Work out how many lines in the listing below include the word "components"; answer with the number alone.
— start Records for this exercise —
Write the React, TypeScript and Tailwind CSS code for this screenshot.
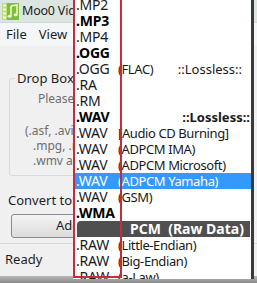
import React from "react";

const rows: { name: string; bold?: boolean; detail?: string; right?: string; rightBold?: boolean; selected?: boolean; header?: boolean }[] = [
  { name: ".MP2" },
  { name: ".MP3", bold: true },
  { name: ".MP4" },
  { name: ".OGG", bold: true },
  { name: ".OGG", detail: "(FLAC)", right: "::Lossless::" },
  { name: ".RA" },
  { name: ".RM" },
  { name: ".WAV", bold: true, right: "::Lossless::", rightBold: true },
  { name: ".WAV", detail: "[Audio CD Burning]" },
  { name: ".WAV", detail: "(ADPCM IMA)" },
  { name: ".WAV", detail: "(ADPCM Microsoft)" },
  { name: ".WAV", detail: "(ADPCM Yamaha)", selected: true },
  { name: ".WAV", detail: "(GSM)" },
  { name: ".WMA", bold: true },
  { name: "PCM  (Raw Data)", header: true },
  { name: ".RAW", detail: "(Little-Endian)" },
  { name: ".RAW", detail: "(Big-Endian)" },
  { name: ".RAW", detail: "(a-Law)" },
];

function AppIcon() {
  return (
    <svg width="17" height="17" viewBox="0 0 17 17">
      <rect x="0" y="0" width="17" height="17" fill="#7cbf3a" />
      <rect x="0" y="0" width="5" height="17" fill="#b9df7a" />
      <rect x="1" y="1.5" width="3" height="2" fill="#f4fbe8" />
      <rect x="1" y="5.5" width="3" height="2" fill="#f4fbe8" />
      <rect x="1" y="9.5" width="3" height="2" fill="#f4fbe8" />
      <rect x="1" y="13.5" width="3" height="2" fill="#f4fbe8" />
      <path d="M9 3 L15 2 L15 11.5" stroke="#eef7c8" strokeWidth="1.6" fill="none" />
      <line x1="9" y1="3" x2="9" y2="13" stroke="#eef7c8" strokeWidth="1.6" />
      <ellipse cx="7.6" cy="13.3" rx="2" ry="1.5" fill="#eef7c8" />
      <ellipse cx="13.6" cy="11.8" rx="2" ry="1.5" fill="#eef7c8" />
    </svg>
  );
}

export default function App() {
  return (
    <div
      className="relative w-[257px] h-[283px] overflow-hidden bg-[#f0f0f0] text-[#1e1e1e]"
      style={{ fontFamily: '"Noto Sans", "Open Sans", sans-serif' }}
    >
      {/* Window */}
      <div className="flex flex-col h-full">
        <div className="h-[23px] bg-[#dde5e1] flex items-center pl-[2px] gap-[3px] border-b border-[#cfd8d4]">
          <AppIcon />
          <span className="text-[12.5px] tracking-[-0.2px] whitespace-nowrap">Moo0 VideoConverter</span>
        </div>
        <div className="h-[23px] bg-[#f5f6f7] flex items-center gap-[12px] pl-[6px] text-[13px]">
          <span>File</span>
          <span>View</span>
        </div>
        <div className="flex-1 flex flex-col">
          <fieldset className="ml-[9px] mt-[25px] w-[236px] h-[105px] border border-[#d3dbe0] rounded-[3px] text-[12px] text-[#6e6e6e]">
            <legend className="ml-[5px] px-[2px] text-[13px] text-[#1e1e1e] leading-[14px]">Drop Box</legend>
            <div className="pl-[28px] pt-[5px] whitespace-nowrap">Please drop files here.</div>
            <div className="pl-[15px] pt-[15px] whitespace-nowrap leading-[15px]">(.asf, .avi, .flv, .mkv,</div>
            <div className="pl-[23px] whitespace-nowrap leading-[15px]">.mpg, .mp4, .mov, .rm,</div>
            <div className="pl-[23px] whitespace-nowrap leading-[15px]">.wmv and more)</div>
          </fieldset>
          <div className="pl-[8px] mt-[16px] text-[13px] whitespace-nowrap leading-[16px]">Convert to:</div>
          <div className="ml-[11px] mt-[6px] w-[200px] h-[24px] rounded-[3px] border border-[#8a8a8a] bg-gradient-to-b from-[#f4f4f4] to-[#dcdcdc] flex items-center pl-[44px] text-[13px]">
            Add
          </div>
          <div className="mt-[5px] border-t border-[#d8d8d8] h-[33px] flex items-center pl-[5px] text-[13px]">Ready</div>
          <div className="flex-1 bg-gradient-to-b from-[#b8b8b8] to-[#8a8a8a]" />
        </div>
      </div>

      {/* Dropdown list */}
      <div className="absolute left-[73px] top-[-3px] w-[181px] h-[282px] bg-white border-r-[3px] border-[#3a3a3a] overflow-hidden text-[13px]">
        {rows.map((r, i) => {
          if (r.header) {
            return (
              <div
                key={i}
                className="h-[16px] ml-[4px] mr-[1px] bg-[#4f4f4f] rounded-tl-[4px] text-white text-[14px] font-bold flex items-center pl-[53px] whitespace-pre leading-none"
              >
                {r.name}
              </div>
            );
          }
          return (
            <div
              key={i}
              className={`h-[16px] flex items-center pl-[3px] whitespace-nowrap leading-none ${
                r.selected ? "bg-[#3399ff] text-white" : "text-[#1a1a1a]"
              }`}
            >
              <span className={`w-[42px] shrink-0 text-[14px] tracking-[-0.2px] ${r.bold ? "font-bold text-black" : ""}`}>{r.name}</span>
              {r.detail && <span className="tracking-[-0.4px]">{r.detail}</span>}
              {r.right && (
                <span className={`ml-auto ${r.rightBold ? "font-bold pr-[1px]" : "pr-[9px]"}`}>{r.right}</span>
              )}
            </div>
          );
        })}
      </div>

      {/* Red annotation rectangle */}
      <div className="absolute left-[73px] top-[-5px] w-[49px] h-[283px] border-2 border-[#c62c40]" />
    </div>
  );
}
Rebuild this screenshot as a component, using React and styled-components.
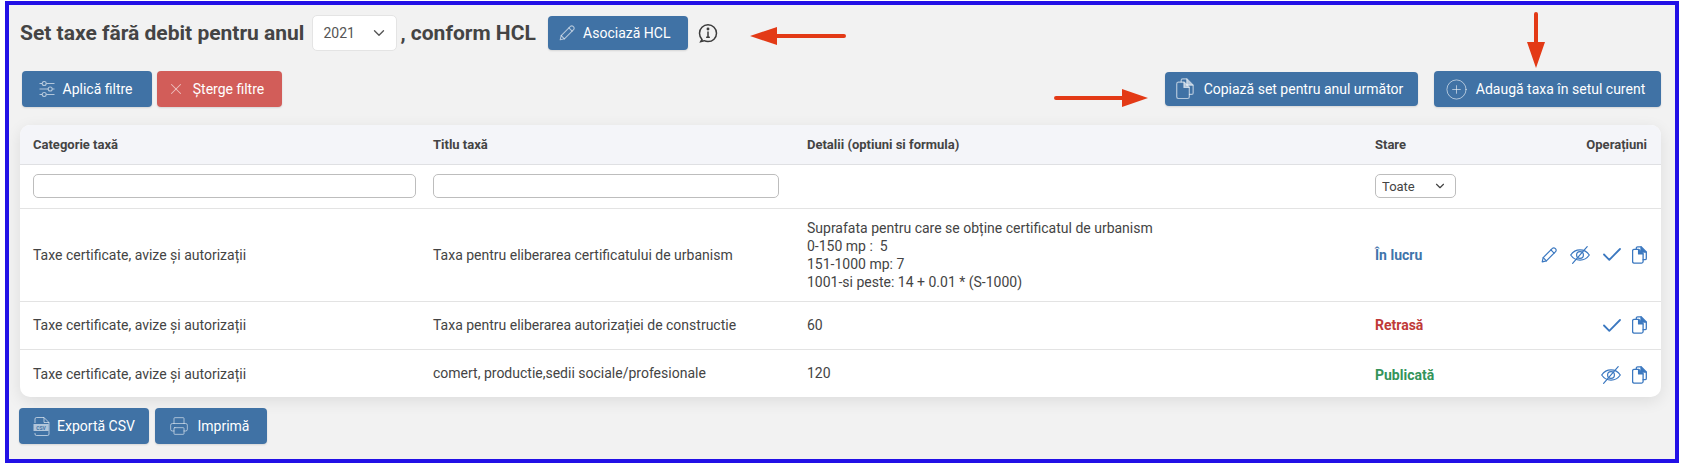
import React from "react"
import styled, { createGlobalStyle } from "styled-components"
import { ChevronDown, CirclePlus, Printer, X } from "lucide-react"

const GlobalStyle = createGlobalStyle`
  html, body {
    margin: 0;
    background: #fff;
  }
  body {
    font-family: Roboto, "Liberation Sans", sans-serif;
    color: #444;
  }
`

const Frame = styled.div`
  position: relative;
  box-sizing: border-box;
  width: 1674px;
  height: 462px;
  margin: 1px 0 1px 5px;
  padding: 10px 14px 0 11px;
  border: 4px solid #2210e6;
  background: #f2f2f2;
  overflow: hidden;
`

const TitleRow = styled.div`
  display: flex;
  align-items: center;
  height: 36px;
`

const Title = styled.h1`
  margin: ${(p) => p.$margin};
  font-size: 21px;
  font-weight: 700;
  line-height: 36px;
  color: #444;
  white-space: nowrap;
`

const SelectWrap = styled.div`
  position: relative;
  display: inline-flex;
  color: ${(p) => (p.$small ? "#444" : "#555")};

  svg {
    position: absolute;
    top: 50%;
    right: 9px;
    transform: translateY(-50%);
    pointer-events: none;
  }
`

const Select = styled.select`
  appearance: none;
  box-sizing: border-box;
  width: ${(p) => (p.$small ? "81px" : "85px")};
  height: ${(p) => (p.$small ? "24px" : "36px")};
  padding: 0 0 0 ${(p) => (p.$small ? "6px" : "10px")};
  border: 1px solid ${(p) => (p.$small ? "#bdbdbd" : "#e4e4e4")};
  border-radius: 5px;
  background: #fff;
  font-family: inherit;
  font-size: ${(p) => (p.$small ? "13px" : "14px")};
  color: inherit;
`

const Button = styled.button`
  display: inline-flex;
  align-items: center;
  justify-content: center;
  gap: ${(p) => p.$gap || 8}px;
  box-sizing: border-box;
  width: ${(p) => p.$width}px;
  height: ${(p) => p.$height || 36}px;
  padding: 0 ${(p) => p.$pr || 0}px 0 0;
  border: 0;
  border-radius: 4px;
  background: ${(p) => (p.$danger ? "#d25d59" : "#4072a5")};
  box-shadow: 0 1px 2px rgba(0, 0, 0, 0.12);
  font-family: inherit;
  font-size: 14px;
  color: #fff;
  white-space: nowrap;

  svg {
    flex: none;
    color: rgba(255, 255, 255, 0.6);
  }
`

const InfoIcon = styled.svg`
  width: 20px;
  height: 20px;
  margin-left: 10px;
  color: #3c3c3c;
`

const ActionsRow = styled.div`
  display: flex;
  justify-content: space-between;
  align-items: center;
  height: 36px;
  margin-top: 20px;
  padding-left: 2px;
`

const ButtonGroup = styled.div`
  display: flex;
  align-items: center;
  gap: ${(p) => p.$gap}px;
`

const Card = styled.div`
  margin-top: 18px;
  border-radius: 10px;
  background: #fff;
  box-shadow: 0 4px 16px rgba(0, 0, 0, 0.09);
  overflow: hidden;
`

const Table = styled.table`
  width: 100%;
  table-layout: fixed;
  border-collapse: collapse;
  font-size: 14px;
`

const HeadCell = styled.th`
  box-sizing: border-box;
  height: 39px;
  padding: 0 ${(p) => (p.$right ? "14px" : "13px")} 0 13px;
  border-bottom: 1px solid #dfe0e3;
  background: #f4f5f9;
  font-size: 13px;
  font-weight: 700;
  color: #444;
  text-align: ${(p) => (p.$right ? "right" : "left")};
`

const FilterCell = styled.td`
  box-sizing: border-box;
  height: 44px;
  padding: 0 13px;
  border-bottom: 1px solid #e3e3e3;
`

const FilterInput = styled.input`
  display: block;
  box-sizing: border-box;
  width: ${(p) => p.$width}px;
  height: 24px;
  border: 1px solid #bdbdbd;
  border-radius: 5px;
  background: #fff;
`

const Row = styled.tr`
  height: ${(p) => p.$height}px;
`

const Cell = styled.td`
  box-sizing: border-box;
  padding: ${(p) => p.$top || 0}px 13px 0;
  border-bottom: ${(p) => (p.$last ? "0" : "1px solid #e3e3e3")};
  line-height: 18px;
  color: #444;
`

const DetailLine = styled.div`
  white-space: pre;
`

const Status = styled.span`
  font-weight: 700;
  color: ${(p) => p.$color};
`

const Operations = styled.div`
  display: flex;
  justify-content: flex-end;
  align-items: center;
  gap: 13px;
  margin-right: 1px;
  color: #3b78c0;

  svg {
    flex: none;
  }

  svg:last-child {
    margin-left: -2px;
  }
`

const Footer = styled.div`
  display: flex;
  gap: 6px;
  margin: 11px 0 0 -1px;
`

const Arrow = styled.svg`
  position: absolute;
  top: ${(p) => p.$top}px;
  left: ${(p) => p.$left}px;
`

const PencilIcon = ({ size = 16, strokeWidth = 1.2 }) => (
  <svg width={size} height={size} viewBox="0 0 16 16" fill="none" stroke="currentColor" strokeWidth={strokeWidth} strokeLinejoin="round" strokeLinecap="round">
    <path d="M1.200 14.800l1-4.200L11.400 1.400a1.900 1.900 0 0 1 2.700 0l.5.500a1.900 1.900 0 0 1 0 2.700L5.400 13.800z" />
    <path d="M9.900 2.900l3.200 3.200M2.200 10.600l3.200 3.200" />
  </svg>
)

const CopyIcon = ({ size = 15, strokeWidth = 1.3 }) => (
  <svg width={size} height={size * 1.2} viewBox="0 0 15 18" fill="none" stroke="currentColor" strokeWidth={strokeWidth} strokeLinejoin="round" strokeLinecap="round">
    <path d="M1.900 3.400h4.900l4.300 4.300v7.900a1.500 1.500 0 0 1-1.500 1.500H1.900a1.500 1.500 0 0 1-1.300-1.500V4.900a1.500 1.500 0 0 1 1.300-1.500z" />
    <path d="M6.600 3.600v4.300h4.300" fill="currentColor" />
    <path d="M4.300 3.200V2.100A1.300 1.300 0 0 1 5.600.8h3.500l5.200 5.200v6.400a1.300 1.300 0 0 1-1.300 1.300h-1.800" />
    <path d="M9 1v5h5" fill="currentColor" />
  </svg>
)

const EyeOffIcon = () => (
  <svg width="20" height="18" viewBox="0 0 20 18" fill="none" stroke="currentColor" strokeWidth="1.200" strokeLinecap="round">
    <path d="M.700 9C3 5.600 6.200 3.900 10 3.900s7 1.700 9.300 5.100C17 12.400 13.800 14.100 10 14.100S3 12.400.700 9z" />
    <circle cx="10" cy="9" r="3.400" />
    <path d="M2.600 17.300 17.200.7" />
  </svg>
)

const CheckIcon = () => (
  <svg width="18" height="13" viewBox="0 0 18 13" fill="none" stroke="currentColor" strokeWidth="1.800" strokeLinecap="round" strokeLinejoin="round">
    <path d="M1 6.500 6.300 11.800 17 1" />
  </svg>
)

const SlidersIcon = () => (
  <svg width="16" height="16" viewBox="0 0 16 16" fill="none" stroke="currentColor" strokeWidth="1.100">
    <path d="M.500 2.500H3M7.500 2.500h8M.500 8h8.500M13.500 8h2M.500 13.500H3M7.500 13.500h8" />
    <circle cx="5.200" cy="2.500" r="2" />
    <circle cx="11.200" cy="8" r="2" />
    <circle cx="5.200" cy="13.500" r="2" />
  </svg>
)

const CsvIcon = () => (
  <svg width="17" height="19" viewBox="0 0 17 19" fill="none" stroke="currentColor" strokeWidth="1">
    <path d="M2 6V2a1.500 1.500 0 0 1 1.500-1.500H11L16 5.500V17a1.500 1.500 0 0 1-1.500 1.500h-11A1.500 1.500 0 0 1 2 17v-1" />
    <path d="M11 .5v5h5" />
    <rect x=".5" y="7" width="15" height="7" fill="currentColor" stroke="none" />
    <text x="8" y="12.500" textAnchor="middle" fontSize="5" fontWeight="700" fill="#4072a5" stroke="none">CSV</text>
  </svg>
)

const ArrowLeft = ({ top, left }) => (
  <Arrow $top={top} $left={left} width="96" height="18" viewBox="0 0 96 18">
    <path d="M0 9 27 0v7h67a2 2 0 0 1 0 4H27v7z" fill="#e33a16" />
  </Arrow>
)

const ArrowRight = ({ top, left }) => (
  <Arrow $top={top} $left={left} width="94" height="18" viewBox="0 0 94 18">
    <path d="M94 9 68 0v7H2a2 2 0 0 0 0 4h66v7z" fill="#e33a16" />
  </Arrow>
)

const ArrowDown = ({ top, left }) => (
  <Arrow $top={top} $left={left} width="18" height="56" viewBox="0 0 18 56">
    <path d="M9 56 0 30h7V2a2 2 0 0 1 4 0v28h7z" fill="#e33a16" />
  </Arrow>
)

const rows = [
  {
    height: 93,
    title: "Taxa pentru eliberarea certificatului de urbanism",
    details: [
      "Suprafata pentru care se obține certificatul de urbanism",
      "0-150 mp :  5",
      "151-1000 mp: 7",
      "1001-si peste: 14 + 0.01 * (S-1000)",
    ],
    status: "În lucru",
    color: "#3f74ab",
    ops: ["edit", "hide", "check", "copy"],
  },
  {
    height: 48,
    title: "Taxa pentru eliberarea autorizației de constructie",
    details: ["60"],
    status: "Retrasă",
    color: "#bf3a38",
    ops: ["check", "copy"],
  },
  {
    height: 48,
    title: "comert, productie,sedii sociale/profesionale",
    details: ["120"],
    status: "Publicată",
    color: "#34945a",
    ops: ["hide", "copy"],
  },
]

const opIcons = {
  edit: <PencilIcon />,
  hide: <EyeOffIcon />,
  check: <CheckIcon />,
  copy: <CopyIcon />,
}

export default function App() {
  return (
    <>
      <GlobalStyle />
      <Frame>
        <TitleRow>
          <Title $margin="0 8px 0 0">Set taxe fără debit pentru anul</Title>
          <SelectWrap>
            <Select defaultValue="2021">
              <option>2021</option>
            </Select>
            <ChevronDown size={18} strokeWidth={1.8} />
          </SelectWrap>
          <Title $margin="0 12px 0 3px">, conform HCL</Title>
          <Button $width={140} $height={34} $pr={6}>
            <PencilIcon size={16} strokeWidth={1.1} />
            Asociază HCL
          </Button>
          <InfoIcon viewBox="0 0 20 20" fill="none" stroke="currentColor" strokeWidth="1.500" strokeLinecap="round">
            <path d="M4 16.500C2.500 14.900 1.500 12.700 1.500 10.200 1.500 5.500 5.300 1.800 10 1.800s8.500 3.700 8.500 8.400-3.800 8.400-8.500 8.400c-1.400 0-2.700-.3-3.900-.9L2.800 18.500z" />
            <path d="M10 9v5.200M8.700 14.200h2.600" />
            <circle cx="10" cy="6" r=".7" fill="currentColor" />
          </InfoIcon>
        </TitleRow>

        <ActionsRow>
          <ButtonGroup $gap={5}>
            <Button $width={130} $pr={3}>
              <SlidersIcon />
              Aplică filtre
            </Button>
            <Button $width={125} $danger $pr={8}>
              <X size={18} strokeWidth={1.4} />
              Șterge filtre
            </Button>
          </ButtonGroup>
          <ButtonGroup $gap={16}>
            <Button $width={253} $height={34} $gap={10} $pr={4}>
              <CopyIcon size={18} strokeWidth={1} />
              Copiază set pentru anul următor
            </Button>
            <Button $width={227} $pr={5}>
              <CirclePlus size={23} strokeWidth={1} />
              Adaugă taxa în setul curent
            </Button>
          </ButtonGroup>
        </ActionsRow>

        <Card>
          <Table>
            <colgroup>
              <col width="400" />
              <col width="374" />
              <col width="568" />
              <col width="140" />
              <col />
            </colgroup>
            <thead>
              <tr>
                <HeadCell>Categorie taxă</HeadCell>
                <HeadCell>Titlu taxă</HeadCell>
                <HeadCell>Detalii (optiuni si formula)</HeadCell>
                <HeadCell>Stare</HeadCell>
                <HeadCell $right>Operațiuni</HeadCell>
              </tr>
            </thead>
            <tbody>
              <tr>
                <FilterCell>
                  <FilterInput $width={383} />
                </FilterCell>
                <FilterCell>
                  <FilterInput $width={346} />
                </FilterCell>
                <FilterCell />
                <FilterCell>
                  <SelectWrap $small>
                    <Select $small defaultValue="Toate">
                      <option>Toate</option>
                    </Select>
                    <ChevronDown size={14} strokeWidth={2} />
                  </SelectWrap>
                </FilterCell>
                <FilterCell />
              </tr>
              {rows.map((row, i) => {
                const last = i === rows.length - 1
                return (
                  <Row key={row.title} $height={row.height}>
                    <Cell $last={last} $top={last ? 2 : 0}>
                      Taxe certificate, avize și autorizații
                    </Cell>
                    <Cell $last={last}>{row.title}</Cell>
                    <Cell $last={last}>
                      {row.details.map((line) => (
                        <DetailLine key={line}>{line}</DetailLine>
                      ))}
                    </Cell>
                    <Cell $last={last} $top={last ? 4 : 0}>
                      <Status $color={row.color}>{row.status}</Status>
                    </Cell>
                    <Cell $last={last} $top={last ? 4 : 0}>
                      <Operations>
                        {row.ops.map((op) => (
                          <React.Fragment key={op}>{opIcons[op]}</React.Fragment>
                        ))}
                      </Operations>
                    </Cell>
                  </Row>
                )
              })}
            </tbody>
          </Table>
        </Card>

        <Footer>
          <Button $width={130} $gap={7}>
            <CsvIcon />
            Exportă CSV
          </Button>
          <Button $width={112} $gap={9} $pr={4}>
            <Printer size={20} strokeWidth={1.1} />
            Imprimă
          </Button>
        </Footer>

        <ArrowLeft top={22} left={741} />
        <ArrowRight top={84} left={1045} />
        <ArrowDown top={7} left={1518} />
      </Frame>
    </>
  )
}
— end Records for this exercise —
Complete output:
2